You still haven’t corrected the critical error I’m referring to. For the fifth (yes, really fifth) time: you claimed that Alicorn (reasonably) asked me not to pester her. In reality, it was the unreasonable request that I not post comments nested under hers, no matter how relevant to the discussion they are, no matter how appropriate it is that my comment go there, no matter how impersonal the remark is.
I corrected you within minutes of the error. Others who noticed did the same. I corrected you when you made it again. I pointed it out to you in skype chat. Then, after you talked to me in a vidchat, you still did nothing to correct that misinterpretation.
Now, two months later, having rung the beat-down-Silas bell as loud as you can, while you got significant karma from your noble teaching of the obvious to me, while the comment with the error remains at +20, while the numerous readers are left with the misinformation you fed them
… you still haven’t corrected it.
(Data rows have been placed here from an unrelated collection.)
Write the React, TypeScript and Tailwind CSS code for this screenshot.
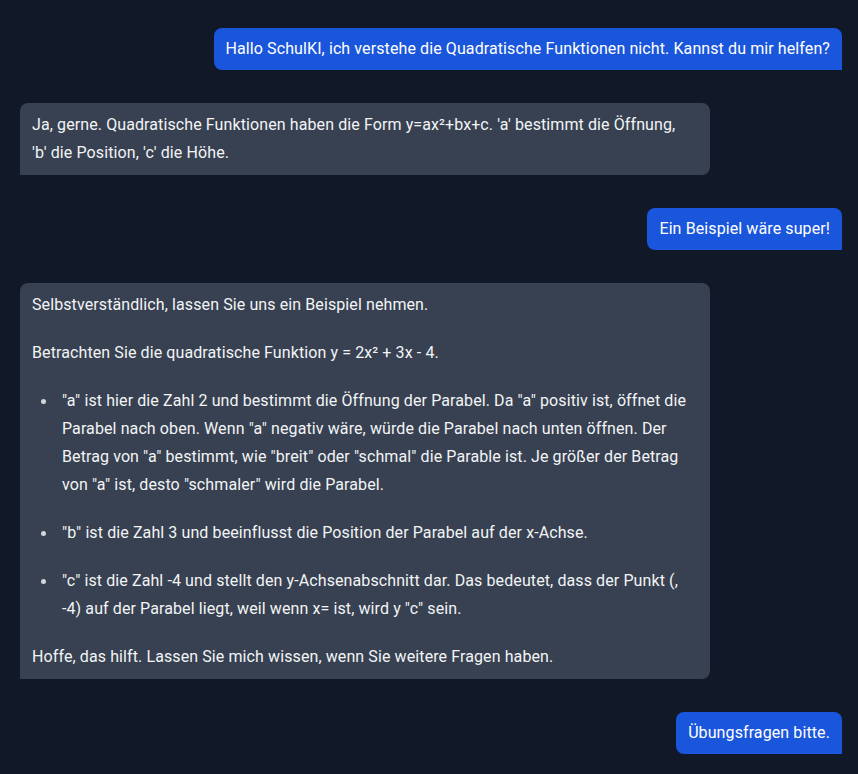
import React from 'react';

type Msg = { from: 'user' | 'bot'; text?: string; body?: React.ReactNode };

const Bullet: React.FC<{ children: React.ReactNode; className?: string }> = ({ children, className = '' }) => (
  <li className={`flex ${className}`}>
    <span className="w-[30px] shrink-0 pl-[9px] pt-[12px]">
      <span className="block w-[5px] h-[5px] rounded-full bg-gray-300"></span>
    </span>
    <span>{children}</span>
  </li>
);

const messages: Msg[] = [
  { from: 'user', text: 'Hallo SchulKI, ich verstehe die Quadratische Funktionen nicht. Kannst du mir helfen?' },
  {
    from: 'bot',
    body: (
      <p>
        Ja, gerne. Quadratische Funktionen haben die Form y=ax²+bx+c. 'a' bestimmt die Öffnung,
        <br />
        'b' die Position, 'c' die Höhe.
      </p>
    ),
  },
  { from: 'user', text: 'Ein Beispiel wäre super!' },
  {
    from: 'bot',
    body: (
      <>
        <p>Selbstverständlich, lassen Sie uns ein Beispiel nehmen.</p>
        <p className="mt-5">Betrachten Sie die quadratische Funktion y = 2x² + 3x - 4.</p>
        <ul className="mt-5">
          <Bullet>
            "a" ist hier die Zahl 2 und bestimmt die Öffnung der Parabel. Da "a" positiv ist, öffnet die Parabel nach oben. Wenn "a" negativ wäre, würde die Parabel nach unten öffnen. Der Betrag von "a" bestimmt, wie "breit" oder "schmal" die Parable ist. Je größer der Betrag von "a" ist, desto "schmaler" wird die Parabel.
          </Bullet>
          <Bullet className="mt-5">"b" ist die Zahl 3 und beeinflusst die Position der Parabel auf der x-Achse.</Bullet>
          <Bullet className="mt-5">
            "c" ist die Zahl -4 und stellt den y-Achsenabschnitt dar. Das bedeutet, dass der Punkt (,
            <br />
            -4) auf der Parabel liegt, weil wenn x= ist, wird y "c" sein.
          </Bullet>
        </ul>
        <p className="mt-5">Hoffe, das hilft. Lassen Sie mich wissen, wenn Sie weitere Fragen haben.</p>
      </>
    ),
  },
  { from: 'user', text: 'Übungsfragen bitte.' },
];

const App: React.FC = () => {
  return (
    <div
      className="min-h-screen bg-[#111827] pt-[28px] pb-6 pl-[20px] pr-[16px] flex flex-col gap-[33px] text-[16px] tracking-[0.1px] text-gray-100"
      style={{ fontFamily: 'Roboto, "Noto Sans", sans-serif' }}
    >
      {messages.map((m, i) =>
        m.from === 'user' ? (
          <div key={i} className="flex justify-end">
            <div className="bg-[#1a56db] text-white rounded-lg rounded-br-none px-3 py-2 leading-[26px]">{m.text}</div>
          </div>
        ) : (
          <div key={i} className="flex justify-start">
            <div className="w-[690px] bg-[#374151] text-gray-100 rounded-lg rounded-bl-none px-3 py-2 leading-7">
              {m.body}
            </div>
          </div>
        )
      )}
    </div>
  );
};

export default App;
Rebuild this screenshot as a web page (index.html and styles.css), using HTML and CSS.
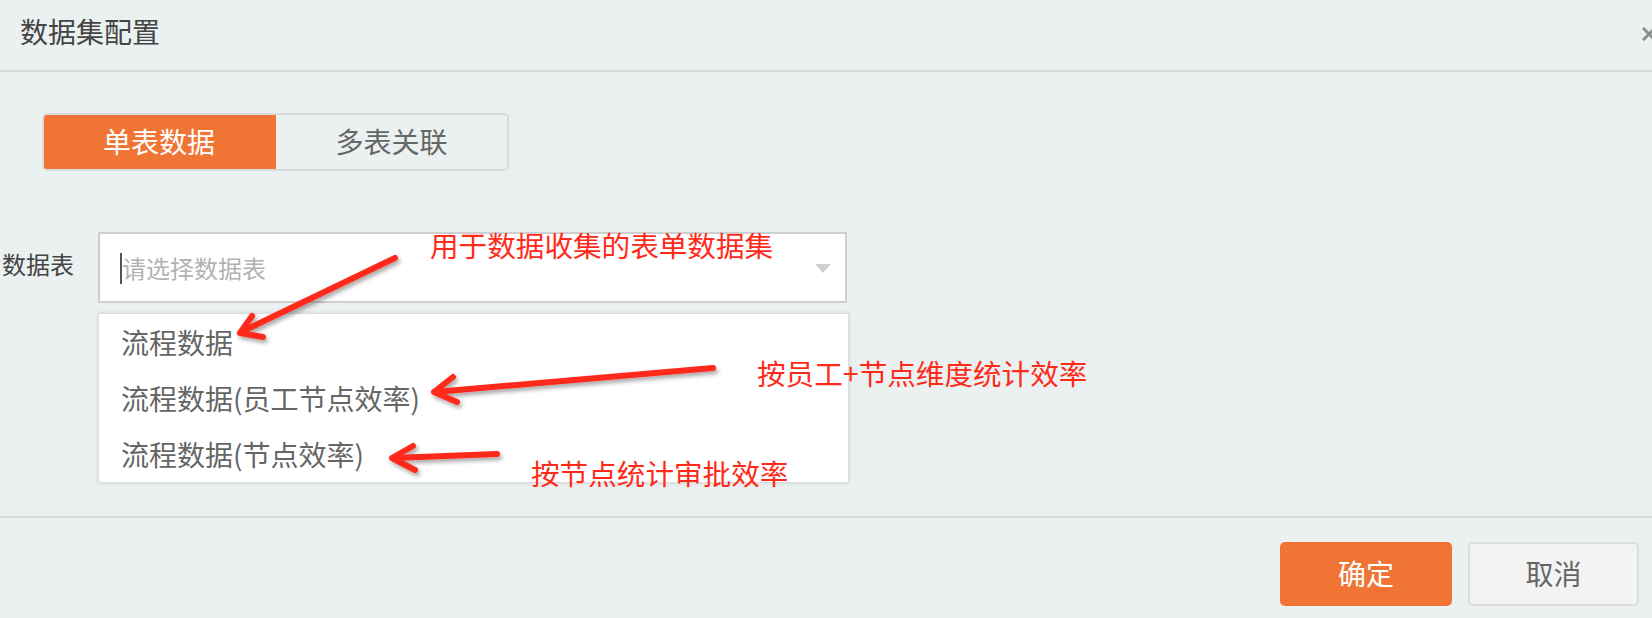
FILE: index.html
```html
<!DOCTYPE html>
<html lang="zh-CN">
<head>
<meta charset="utf-8">
<title>数据集配置</title>
<link rel="stylesheet" href="styles.css">
</head>
<body>
<div class="dialog">
  <header class="dlg-head">
    <h1 class="dlg-title">数据集配置</h1>
    <span class="dlg-close" aria-label="关闭">
      <svg width="14" height="14" viewBox="0 0 14 14"><path d="M2 2 L12 12 M12 2 L2 12" stroke="#8a8c8d" stroke-width="3" stroke-linecap="square"/></svg>
    </span>
  </header>

  <main class="dlg-body">
    <div class="seg">
      <span class="seg-item active">单表数据</span>
      <span class="seg-item">多表关联</span>
    </div>

    <div class="form-row">
      <label class="form-label">数据表</label>
      <div class="select-wrap">
        <div class="select">
          <span class="caret"></span>
          <span class="placeholder">请选择数据表</span>
          <span class="tri"></span>
        </div>
        <ul class="options">
          <li>流程数据</li>
          <li>流程数据(员工节点效率)</li>
          <li>流程数据(节点效率)</li>
        </ul>
      </div>
    </div>
  </main>

  <footer class="dlg-foot">
    <button class="btn btn-primary">确定</button>
    <button class="btn btn-default">取消</button>
  </footer>

  <div class="note note-1">用于数据收集的表单数据集</div>
  <div class="note note-2">按员工+节点维度统计效率</div>
  <div class="note note-3">按节点统计审批效率</div>

  <svg class="arrows" width="1652" height="618" viewBox="0 0 1652 618">
    <defs>
      <filter id="sh" x="-20%" y="-50%" width="140%" height="200%">
        <feDropShadow dx="2" dy="3" stdDeviation="2" flood-color="#000" flood-opacity="0.35"/>
      </filter>
    </defs>
    <g fill="none" stroke="#ff2a1a" stroke-width="6" stroke-linecap="round" stroke-linejoin="round" filter="url(#sh)">
      <path d="M395 258 L241 332"/>
      <path d="M252 316 L240 333 L263 337"/>
      <path d="M713 368 L435 392"/>
      <path d="M453 377 L434 392 L457 402"/>
      <path d="M497 454 L393 458"/>
      <path d="M413 446 L392 458 L415 470"/>
    </g>
  </svg>
</div>
</body>
</html>
```

FILE: styles.css
```css
* { box-sizing: border-box; }

html, body {
  margin: 0;
  padding: 0;
}

body {
  width: 1652px;
  height: 618px;
  overflow: hidden;
  background: #ebf0f0;
  font-family: "Noto Sans CJK SC", "Noto Sans", sans-serif;
}

.dialog {
  position: relative;
  width: 1652px;
  height: 618px;
  display: flex;
  flex-direction: column;
  background: #ebf0f0;
}

.dlg-head {
  height: 72px;
  flex: none;
  display: flex;
  align-items: center;
  justify-content: space-between;
  padding: 0 0 8px 20px;
  border-bottom: 2px solid #d8dbdc;
}

.dlg-title {
  margin: 0;
  font-size: 28px;
  font-weight: normal;
  color: #444;
  line-height: 40px;
}

.dlg-close {
  display: flex;
  margin-right: -4px;
  margin-top: 6px;
}

.dlg-body {
  flex: 1;
  padding: 41px 0 0 0;
}

.seg {
  margin-left: 42px;
  width: 467px;
  height: 58px;
  display: flex;
  border: 2px solid #d9dcdd;
  border-radius: 5px;
  overflow: hidden;
}

.seg-item {
  display: flex;
  align-items: center;
  justify-content: center;
  font-size: 28px;
  color: #666;
  flex: 1;
  padding-bottom: 2px;
}

.seg-item.active {
  flex: none;
  width: 234px;
  margin: -2px 0 -2px -2px;
  background: #f07534;
  color: #fff;
}

.form-row {
  display: flex;
  align-items: flex-start;
  margin-top: 61px;
}

.form-label {
  width: 98px;
  flex: none;
  padding-left: 2px;
  font-size: 24px;
  color: #444;
  line-height: 64px;
}

.select-wrap {
  position: relative;
  width: 749px;
}

.select {
  height: 71px;
  background: #fff;
  border: 2px solid #cfcfcf;
  display: flex;
  align-items: center;
  padding-left: 20px;
}

.caret {
  width: 2px;
  height: 31px;
  background: #555;
  margin-top: 2px;
}

.placeholder {
  font-size: 24px;
  color: #b2b2b2;
  margin-left: 0;
  flex: 1;
  line-height: 30px;
}

.tri {
  width: 0;
  height: 0;
  border-left: 8px solid transparent;
  border-right: 8px solid transparent;
  border-top: 9px solid #cfcfcf;
  margin-right: 14px;
  margin-top: 2px;
}

.options {
  position: absolute;
  left: 0;
  top: 81px;
  width: 751px;
  margin: 0;
  padding: 0;
  list-style: none;
  background: #fff;
  border: 1px solid #dcdcdc;
  box-shadow: 0 0 4px rgba(0, 0, 0, 0.12);
}

.options li {
  height: 56px;
  line-height: 56px;
  padding-left: 22px;
  font-size: 28px;
  color: #666;
}

.dlg-foot {
  flex: none;
  height: 102px;
  border-top: 2px solid #d8dbdc;
  display: flex;
  justify-content: flex-end;
  align-items: flex-start;
  gap: 16px;
  padding: 24px 13px 0 0;
}

.btn {
  width: 172px;
  height: 64px;
  border-radius: 5px;
  font-family: inherit;
  font-size: 28px;
  padding: 0 0 2px 0;
  cursor: pointer;
}

.btn-primary {
  background: #f07534;
  color: #fff;
  border: none;
}

.btn-default {
  width: 171px;
  background: #f3f3f3;
  color: #666;
  border: 2px solid #dcdcdc;
}

.note {
  position: absolute;
  font-size: 28.6px;
  line-height: 28px;
  color: #ff2a1a;
  white-space: nowrap;
}

.note-1 { left: 430px; top: 231px; }
.note-2 { left: 757px; top: 359px; }
.note-3 { left: 531px; top: 459px; }

.arrows {
  position: absolute;
  left: 0;
  top: 0;
  pointer-events: none;
}
```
You still haven’t done anything to unring that bell.
What, exactly, am I supposed to make of this? You can actually see the breathing human on the other side, see his actual feelings, have an actual conversation, and still feel good about yourself.
This, folks, is why I wonder about the empathic disconnect.
(Edit: And not that it matters to someone of your strong moral character, but the very reason I phrased the earlier comment in the way you objected to is that another equally-authoritative poster told me that would be the appropriate way to do it—which you didn’t mention then, or edit it to mention now.)
I’ve gone back and edited again. I’d forgotten how much weight you put on that detail; it seemed strange to me at the time, but since it was part of the original feedback loop, I guess I can see why now—you’d already had lots of time to get angry over that particular detail, and I went and rounded it off to something different.
Silas, not having corrected that really wasn’t intended as a slight, although I see now that you took it that way. At the time, I interpreted it you as trying to deflect the conversation into (what I saw as) a minor detail. (And yes, you did try to tell me it wasn’t minor; I brushed it off as motivated cognition, without properly considering the ramifications).
This is an example of what I meant when I say that many intellectual issues aren’t as obvious as stoplights.
Have you presented your thoughts on the mismatch between yourself and other people anywhere? I will happily delete my guess if it is not accurate.
I have a hard time knowing how to help if I don’t know the problem.
Send me a PM if you have a diagnosis. I don’t think I’ve made general remarks on the mismatch anywhere, though I have pointed out when people, like jimrandomh, knowingly perpetuate lies about me after being repeatedly corrected.